I spend some time yesterday with my friend CMc. He's one of my "Running Gods" who has many years and many marathons behind him. I'm usually the student but got a chance to be the teacher as we headed to Union Square at mid-day for lunch at Republic followed by a walk over to Jackrabbit. CMc is in the market for a new pair of trail shoes so we looked at what was on display. I had a great time explaining the differences between the models (including non-trail shoes). I may not be an accomplished runner like my friend but I do know a fair amount about the models and their various technologies. Perhaps when I know less about the shoes and gear it will be signal that I'm a more serious runner!

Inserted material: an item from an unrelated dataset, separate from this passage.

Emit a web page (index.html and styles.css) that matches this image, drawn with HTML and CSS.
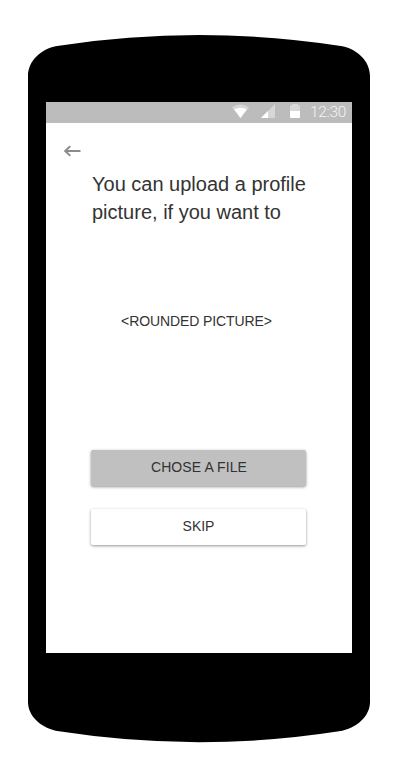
FILE: index.html
```html
<!DOCTYPE html>
<html lang="en">
<head>
<meta charset="utf-8">
<title>Profile picture</title>
<link rel="stylesheet" href="styles.css">
</head>
<body>
<div class="phone">
  <svg class="phone-body" viewBox="0 0 342 708" aria-hidden="true">
    <path d="M0 41C0 26 13 13 31 10.700Q171 -10.600 311 10.700C329 13 342 26 342 41V667C342 681 329 693.500 311 696.300Q171 718.100 31 696.300C13 693.500 0 681 0 667Z"/>
  </svg>
  <main class="screen">
    <header class="status">
      <svg class="wifi" viewBox="0 0 18 15"><path class="dim" d="M0 3.200Q9 -2.800 18 3.200L9 14.500Z"/><path d="M2.300 5.200Q9 1.600 15.700 5.200L9 14.500Z"/></svg>
      <svg class="signal" viewBox="0 0 14 14"><path class="dim" d="M14 0V14H0Z"/><path d="M7 7V14H0Z"/></svg>
      <svg class="battery" viewBox="0 0 10 14"><path class="dim" d="M0 2.500Q0 1 2 1V0H8V1Q10 1 10 2.500V7H0Z"/><path d="M0 7H10V13Q10 14 9 14H1Q0 14 0 13Z"/></svg>
      <span class="time">12:30</span>
    </header>
    <svg class="back" viewBox="0 0 17 12"><path d="M16.500 6H1.500M6.300 1.100L1.300 6L6.300 10.900"/></svg>
    <section class="content">
      <h1>You can upload a profile<br>picture, if you want to</h1>
      <div class="picture">&lt;ROUNDED PICTURE&gt;</div>
      <button class="button primary">CHOSE A FILE</button>
      <button class="button">SKIP</button>
    </section>
  </main>
</div>
</body>
</html>
```

FILE: styles.css
```css
* { box-sizing: border-box; }
body {
  margin: 0;
  padding: 34.500px 0 0 28px;
  background: #fff;
  color: #333;
  font-family: "Liberation Sans", Arial, sans-serif;
}
.phone {
  position: relative;
  width: 342px;
  height: 708px;
  padding: 67.500px 18px 0;
}
.phone-body {
  position: absolute;
  inset: 0;
  width: 342px;
  height: 708px;
}
.screen {
  position: relative;
  height: 551px;
  background: #fff;
}
.status {
  display: flex;
  height: 21px;
  padding-left: 186px;
  background: #bcbcbc;
  color: #f4f4f4;
}
.status svg { fill: #fff; flex: none; }
.status .dim { fill: #d7d7d7; }
.wifi { width: 17px; height: 15px; margin-top: 2px; }
.signal { width: 14px; height: 14px; margin: 2px 0 0 12px; }
.battery { width: 10px; height: 14px; margin: 2px 0 0 15px; }
.time {
  margin-left: 10px;
  font: 300 15.500px/21px Roboto, sans-serif;
  letter-spacing: -.3px;
}
.back {
  display: block;
  width: 17px;
  height: 12px;
  margin: 22px 0 0 18px;
  fill: none;
  stroke: #8c8c8c;
  stroke-width: 2;
}
.content {
  display: flex;
  flex-direction: column;
  width: 215px;
  margin: 13px 0 0 45px;
}
h1 {
  margin: 0 0 0 1px;
  font-size: 20px;
  font-weight: 400;
  line-height: 28px;
  white-space: nowrap;
}
.picture {
  margin: 87px 0 121px -4px;
  font-size: 14px;
  line-height: 16px;
  letter-spacing: -.1px;
  text-align: center;
}
.button {
  height: 36px;
  margin: 0 0 23px;
  padding: 0 0 2px;
  border: 0;
  border-radius: 2px;
  background: #fff;
  box-shadow: 0 1px 3px rgba(0, 0, 0, .42);
  color: #333;
  font: 14px/16px "Liberation Sans", Arial, sans-serif;
}
.primary {
  background: #c0c0c0;
  padding-left: 1px;
  letter-spacing: .1px;
}
```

Tomorrow is supposed to be a scorcher -- 97 degrees with high humidity by noon. I'm going to need to get out early for my long run. With any luck, weather conditions will be similar to today's.

Thursday, July 22, 2010

Unstable run

Today's run (street): 2.5 miles at 9:28

This morning brought a welcome break from the heat. According to the local news station the temperature was 71 when I went out for my run. I was hoping to experience the crisp air that occasionally appears on summer mornings when the humidity is low. It was certainly pleasant but there was too much moisture in the air to call it cool. I had a little trouble with my stride today and I can't really understand what was going on. I just felt that I was running unbalanced for some reason and my whole running process felt very inefficient. All the same I was pleased to get this run in on a day where the heat and humidity weren't overwhelming. I may run in Central Park tomorrow but if the weather reports are still calling for high temps and high humidity on Friday I'll do my run at the start of my day.